衛斯理大學畢業後,很順利的拿到美國哈佛大學法律系獎學金,三年以後拿到了法律博士。
哈佛畢業以後,我在波士頓著名的事務所(Ropes & Gray)擔任了兩年的律師。那家事務所的幾百名律師中,只有兩個東方人,而我是其中一個。接受了他們非常完好而嚴格的訓練,我在民國71年回到台北的國際通商法律事務所工作。國際通商法律事務所是全世界最大的法律事務所Baker & McKenzie (貝克麥堅時)的中華民國之成員。
四年以後,我非常榮幸地以31歲的年齡被全球 Baker & McKenzie 的合夥人選為Baker & McKenzie本身的主持人之一。那時我是唯一中國女性的主持人,也是最年輕的主持人之一。我繼續在國際通商擔任法律顧問,因為我沒有本國的執照,所以我的工作範圍都是跨國性的商業交易,提供草擬合約、協助談判的服務。經由我的工作,我在台北漸漸認識了本國企業家及政府官員,也結交了許多所謂「女強人」的朋友。
民國77年我結束了快樂的單身女郎的生活,結婚了。經過二次的流產,在床上躺了四個月,很高興的在1990年間生下了我的女兒。兩年以後又懷孕了,起先很順利,後期就遇到了困難。當時,我一直忙碌著與一群廿、卅個成員的職業婦女及家庭主婦,共同努力讓外籍女傭合法化,以便所有請外籍女傭的婦女們不再需要擔心成為刑事犯。在我懷孕8個月時,還在立法院「示威」。非常幸運的,外籍女傭已變成合法化了,可是就在那個月我得了一個俗稱「蛇纏腰」的病。因為那場病,我認識了榮總的吳香達醫師,他的太太(陳國慈)是我的好朋友。一個月以後,我的兒子生出了,很幸運的完全健康,並沒有因為我這「蛇纏腰」神經方面的病而影響他的健康。

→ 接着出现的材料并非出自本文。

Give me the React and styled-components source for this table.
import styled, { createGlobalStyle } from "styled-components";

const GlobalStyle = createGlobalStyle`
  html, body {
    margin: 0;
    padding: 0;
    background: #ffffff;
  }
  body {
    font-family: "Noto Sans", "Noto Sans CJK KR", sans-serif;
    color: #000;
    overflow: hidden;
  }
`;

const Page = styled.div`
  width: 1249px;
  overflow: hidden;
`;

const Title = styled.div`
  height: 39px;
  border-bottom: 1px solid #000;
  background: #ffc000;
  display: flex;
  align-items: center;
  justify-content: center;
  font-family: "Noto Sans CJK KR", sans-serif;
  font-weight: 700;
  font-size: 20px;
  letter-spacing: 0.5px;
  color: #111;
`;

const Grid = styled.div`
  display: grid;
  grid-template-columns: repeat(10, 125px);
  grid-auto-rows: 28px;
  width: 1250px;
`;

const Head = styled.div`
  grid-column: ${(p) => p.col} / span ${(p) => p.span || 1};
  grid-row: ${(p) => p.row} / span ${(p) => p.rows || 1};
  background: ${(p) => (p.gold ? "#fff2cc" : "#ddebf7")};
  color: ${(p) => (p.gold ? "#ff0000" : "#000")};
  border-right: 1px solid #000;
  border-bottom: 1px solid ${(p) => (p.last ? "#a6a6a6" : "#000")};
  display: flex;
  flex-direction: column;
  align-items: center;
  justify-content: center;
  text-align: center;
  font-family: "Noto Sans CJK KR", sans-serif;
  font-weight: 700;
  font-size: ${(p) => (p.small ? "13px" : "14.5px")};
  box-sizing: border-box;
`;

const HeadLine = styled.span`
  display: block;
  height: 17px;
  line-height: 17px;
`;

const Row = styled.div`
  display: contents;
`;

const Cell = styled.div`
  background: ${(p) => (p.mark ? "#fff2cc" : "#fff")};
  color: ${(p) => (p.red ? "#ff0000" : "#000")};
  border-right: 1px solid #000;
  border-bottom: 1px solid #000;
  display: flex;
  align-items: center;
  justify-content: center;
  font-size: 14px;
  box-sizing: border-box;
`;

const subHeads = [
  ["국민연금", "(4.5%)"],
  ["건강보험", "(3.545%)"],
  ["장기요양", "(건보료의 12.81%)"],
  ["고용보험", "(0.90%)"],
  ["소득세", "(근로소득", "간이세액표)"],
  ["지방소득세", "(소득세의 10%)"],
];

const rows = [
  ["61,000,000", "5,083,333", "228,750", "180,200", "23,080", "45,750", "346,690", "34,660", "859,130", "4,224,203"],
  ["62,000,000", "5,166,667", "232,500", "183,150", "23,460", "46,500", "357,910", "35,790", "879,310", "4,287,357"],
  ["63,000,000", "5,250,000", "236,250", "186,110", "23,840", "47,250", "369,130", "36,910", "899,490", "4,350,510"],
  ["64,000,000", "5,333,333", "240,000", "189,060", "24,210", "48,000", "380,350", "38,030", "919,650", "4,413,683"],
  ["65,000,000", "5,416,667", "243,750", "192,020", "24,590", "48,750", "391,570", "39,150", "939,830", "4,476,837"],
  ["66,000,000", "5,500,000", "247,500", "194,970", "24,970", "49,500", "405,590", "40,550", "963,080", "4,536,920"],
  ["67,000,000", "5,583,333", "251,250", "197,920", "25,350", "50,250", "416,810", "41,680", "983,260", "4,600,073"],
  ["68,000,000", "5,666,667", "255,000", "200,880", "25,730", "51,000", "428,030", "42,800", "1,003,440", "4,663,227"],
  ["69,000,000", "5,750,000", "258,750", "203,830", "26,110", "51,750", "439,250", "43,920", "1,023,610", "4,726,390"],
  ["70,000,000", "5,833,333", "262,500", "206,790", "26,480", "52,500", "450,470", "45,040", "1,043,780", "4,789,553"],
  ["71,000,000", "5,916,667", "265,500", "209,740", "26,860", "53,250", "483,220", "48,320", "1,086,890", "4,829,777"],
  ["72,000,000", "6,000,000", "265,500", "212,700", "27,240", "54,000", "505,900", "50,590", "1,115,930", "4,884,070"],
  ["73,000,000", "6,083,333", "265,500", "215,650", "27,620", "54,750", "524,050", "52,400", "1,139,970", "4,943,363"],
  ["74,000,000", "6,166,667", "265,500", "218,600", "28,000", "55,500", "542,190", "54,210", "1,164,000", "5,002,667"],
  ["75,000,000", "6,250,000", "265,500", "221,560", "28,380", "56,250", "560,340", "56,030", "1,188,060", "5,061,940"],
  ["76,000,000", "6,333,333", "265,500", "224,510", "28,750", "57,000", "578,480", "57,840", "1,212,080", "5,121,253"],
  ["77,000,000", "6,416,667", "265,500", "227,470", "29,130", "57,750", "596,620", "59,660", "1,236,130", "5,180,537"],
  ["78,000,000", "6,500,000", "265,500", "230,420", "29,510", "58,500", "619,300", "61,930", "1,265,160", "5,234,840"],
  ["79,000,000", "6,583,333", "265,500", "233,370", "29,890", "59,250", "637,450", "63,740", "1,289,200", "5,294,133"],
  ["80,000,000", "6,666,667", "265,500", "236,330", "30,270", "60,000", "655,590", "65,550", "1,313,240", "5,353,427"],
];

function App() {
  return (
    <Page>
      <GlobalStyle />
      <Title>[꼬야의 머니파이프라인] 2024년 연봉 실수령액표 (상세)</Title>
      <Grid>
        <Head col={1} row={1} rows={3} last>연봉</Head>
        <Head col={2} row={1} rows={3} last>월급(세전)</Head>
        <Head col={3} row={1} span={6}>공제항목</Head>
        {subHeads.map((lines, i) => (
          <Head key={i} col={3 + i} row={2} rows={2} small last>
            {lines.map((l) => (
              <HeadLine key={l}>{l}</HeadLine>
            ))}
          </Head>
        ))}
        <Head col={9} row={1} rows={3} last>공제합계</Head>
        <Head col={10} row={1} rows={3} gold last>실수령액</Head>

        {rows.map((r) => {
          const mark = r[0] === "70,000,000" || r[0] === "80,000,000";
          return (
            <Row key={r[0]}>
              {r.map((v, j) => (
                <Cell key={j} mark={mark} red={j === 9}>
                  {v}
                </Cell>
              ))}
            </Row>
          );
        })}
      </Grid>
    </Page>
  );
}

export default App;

今年10月初,我開始感覺頭昏,呼吸短促,但是我在10月有很多的工作而且必須出國兩次,而我們的事務所又正逢搬家,並且在11月17日有一個開幕酒會。在開幕酒會那天,我們出版了一本書《大陸投資法律與實務解讀》。所以從10月到11月17日的一個半月間,我幾乎每天工作12到15個小時,才能完成每日所面臨的事。到了11月18日的晚上,我終於有機會到醫院去看看感冒、還有一點貧血。

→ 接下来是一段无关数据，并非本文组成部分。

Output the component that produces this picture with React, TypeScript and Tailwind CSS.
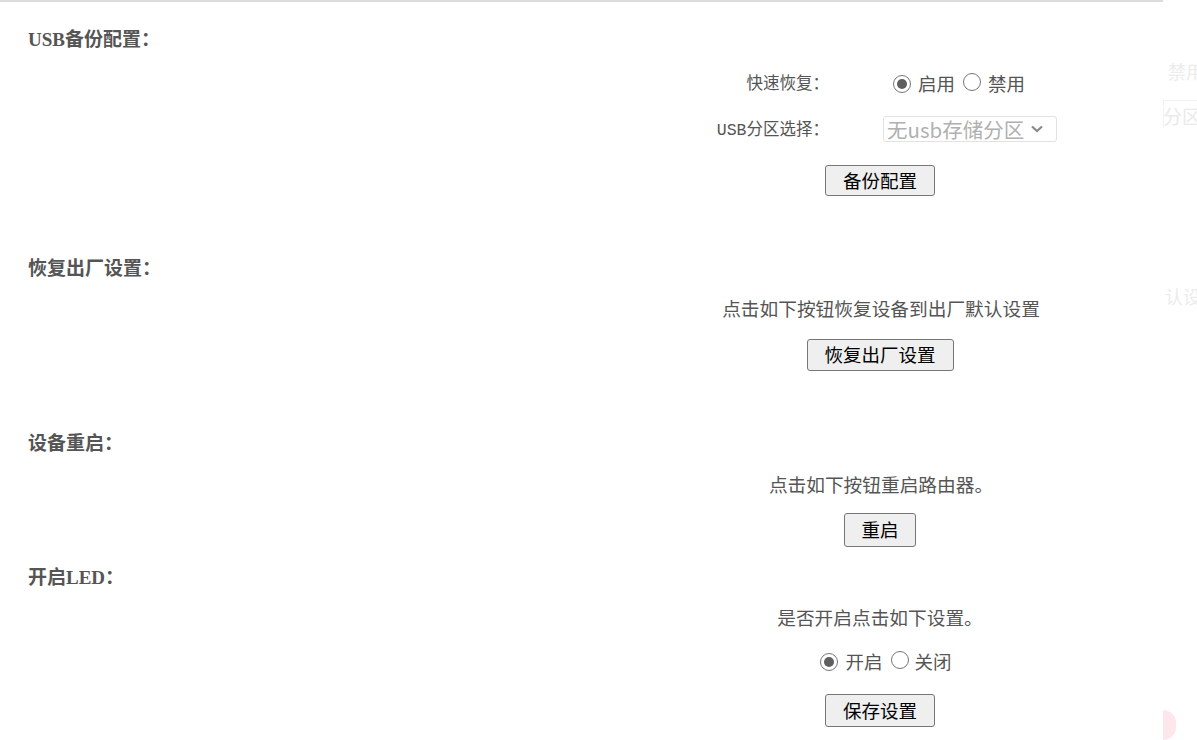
import React from 'react';

const sans = "font-['Noto_Sans_CJK_SC','Noto_Sans',sans-serif]";

const Heading = ({ children, className = '' }: { children: React.ReactNode; className?: string }) => (
  <div
    className={`pl-[28px] h-[20px] leading-[20px] text-[19px] font-bold text-[#555] font-['Liberation_Serif','Noto_Sans_CJK_SC',serif] ${className}`}
  >
    {children}
  </div>
);

const Radio = ({ checked }: { checked?: boolean }) => (
  <span className="inline-flex items-center justify-center w-[18px] h-[18px] rounded-full border border-[#767676] bg-white">
    {checked && <span className="w-[10px] h-[10px] rounded-full bg-[#5f5f5f]" />}
  </span>
);

const Button = ({ children, w, h, className = '' }: { children: React.ReactNode; w: string; h: string; className?: string }) => (
  <button
    className={`${w} ${h} ${className} ${sans} text-[18.5px] text-black bg-[#efefef] border border-[#767676] rounded-[3px] flex items-center justify-center`}
  >
    {children}
  </button>
);

// right column: starts at x=597, ends at 1163, centred content
const Right = ({ children, className = '' }: { children: React.ReactNode; className?: string }) => (
  <div className={`ml-[597px] w-[566px] flex justify-center ${className}`}>{children}</div>
);

export default function App() {
  return (
    <div className="relative w-[1197px] h-[740px] bg-white overflow-hidden">
      <div className="w-[1163px] border-t-2 border-[#dcdcdc]">
        {/* USB备份配置 */}
        <Heading className="mt-[28px]">USB备份配置：</Heading>
        <div className="mt-[19px] h-[30px] flex items-center">
          <div className="w-[829px] pt-[3px] text-right text-[16.5px] text-[#555] font-['Liberation_Mono','Noto_Sans_CJK_SC',monospace]">
            快速恢复：
          </div>
          <div className={`ml-[64px] flex items-center text-[18.5px] text-[#555] ${sans}`}>
            <Radio checked />
            <span className="ml-[7px]">启用</span>
            <span className="ml-[8px]"><Radio /></span>
            <span className="ml-[7px]">禁用</span>
          </div>
        </div>
        <div className="mt-[17px] h-[26px] flex items-center">
          <div className="w-[829px] pt-[5px] text-right text-[16.5px] text-[#555] font-['Liberation_Mono','Noto_Sans_CJK_SC',monospace]">
            USB分区选择：
          </div>
          <div
            className={`ml-[54px] w-[174px] h-[26px] border border-[#e2e2e2] rounded-[3px] flex items-center pl-[3px] text-[20.5px] leading-none text-[#b0b0b0] ${sans}`}
          >
            <span className="whitespace-nowrap">无usb存储分区</span>
            <svg className="ml-[6px]" width="14" height="10" viewBox="0 0 14 10">
              <path d="M2 2.5l5 4.5 5-4.5" fill="none" stroke="#8a8a8a" strokeWidth="2.2" />
            </svg>
          </div>
        </div>
        <Right className="mt-[23px]">
          <Button w="w-[110px]" h="h-[31px]">备份配置</Button>
        </Right>

        {/* 恢复出厂设置 */}
        <Heading className="mt-[63px]">恢复出厂设置：</Heading>
        <Right className={`mt-[17px] h-[24px] items-center text-[18.7px] text-[#555] ${sans}`}>
          <span className="ml-[2px] whitespace-nowrap">点击如下按钮恢复设备到出厂默认设置</span>
        </Right>
        <Right className="mt-[19px]">
          <Button w="w-[147px]" h="h-[32px]">恢复出厂设置</Button>
        </Right>

        {/* 设备重启 */}
        <Heading className="mt-[63px]">设备重启：</Heading>
        <Right className={`mt-[18px] h-[24px] items-center text-[18.7px] text-[#555] ${sans}`}>
          <span className="ml-[2px] whitespace-nowrap">点击如下按钮重启路由器。</span>
        </Right>
        <Right className="mt-[17px]">
          <Button w="w-[72px]" h="h-[34px]">重启</Button>
        </Right>

        {/* 开启LED */}
        <Heading className="mt-[21px]">开启LED：</Heading>
        <Right className={`mt-[17px] h-[24px] items-center text-[18.7px] text-[#555] ${sans}`}>
          <span className="whitespace-nowrap">是否开启点击如下设置。</span>
        </Right>
        <Right className={`mt-[21px] h-[24px] items-center text-[18.5px] text-[#555] ${sans}`}>
          <div className="flex items-center ml-[12px]">
            <Radio checked />
            <span className="ml-[7px]">开启</span>
            <span className="ml-[8px]"><Radio /></span>
            <span className="ml-[6px]">关闭</span>
          </div>
        </Right>
        <Right className="mt-[20px]">
          <Button w="w-[110px]" h="h-[33px]">保存设置</Button>
        </Right>
      </div>

      {/* faint ghost copy at the right edge */}
      <div className={`absolute left-[1168px] top-[58px] whitespace-nowrap text-[18px] text-[#ececec] ${sans}`}>禁用</div>
      <div className="absolute left-[1163px] top-[100px] w-[40px] h-[28px] border-t border-l border-[#f2f2f2]" />
      <div className={`absolute left-[1163px] top-[102px] whitespace-nowrap text-[19px] text-[#eaeaea] ${sans}`}>分区</div>
      <div className={`absolute left-[1165px] top-[283px] whitespace-nowrap text-[18px] text-[#ececec] ${sans}`}>认设</div>
      <div className="absolute left-[1163px] top-[710px] w-[13px] h-[30px] rounded-r-full bg-[#fde6ec]" />
    </div>
  );
}
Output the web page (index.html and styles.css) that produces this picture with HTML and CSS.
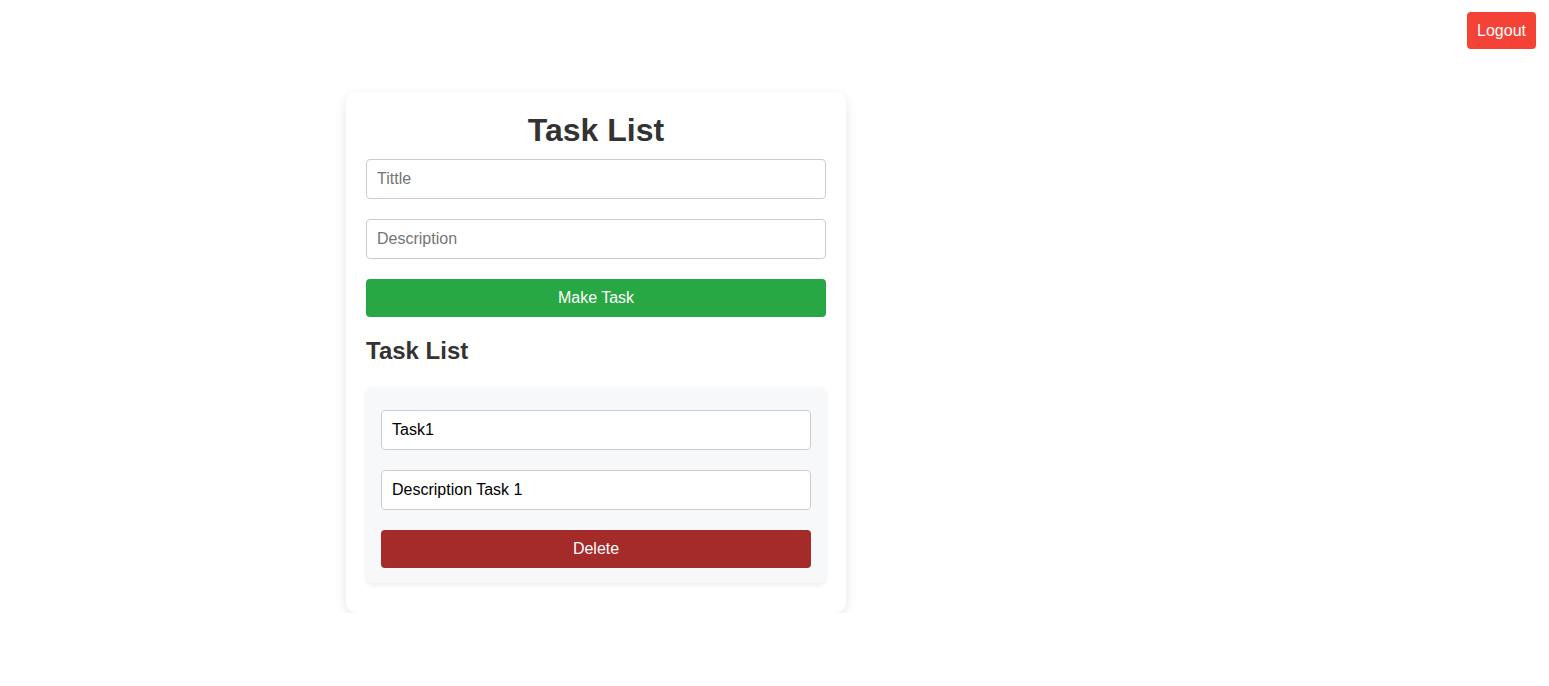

沒有想到檢查出來的結果,醫生告訴我:「你是非常非常好運,因為以你這種過低的紅血球,在過去兩個禮拜,任何時候你都可能休克甚至死亡,而你竟然安然無恙。」
住在醫院的頭幾天,我的小姑以及好同事們都捐血給我。我很慶幸貧血好像好轉了,但是在11月24日骨髓檢驗後,我的醫生卻告訴我:「你得的是血癌,必須立刻想辦法轉院到一個可以照顧你的醫院。」那時,我想到了曾經協助我的貴人吳香達醫師。經由吳醫師,一夜之間就轉到榮總,並由他的好友,腫瘤科的陳博民主任,親自照顧我。我轉進醫院的第三天,就開始化學治療了。化學治療是一個非常辛苦而且考驗人的體力和精神的一種治療方式。四星期後,陳主任告訴我,在這次的化學治療裡面我緩解了,這就是治病的第一步。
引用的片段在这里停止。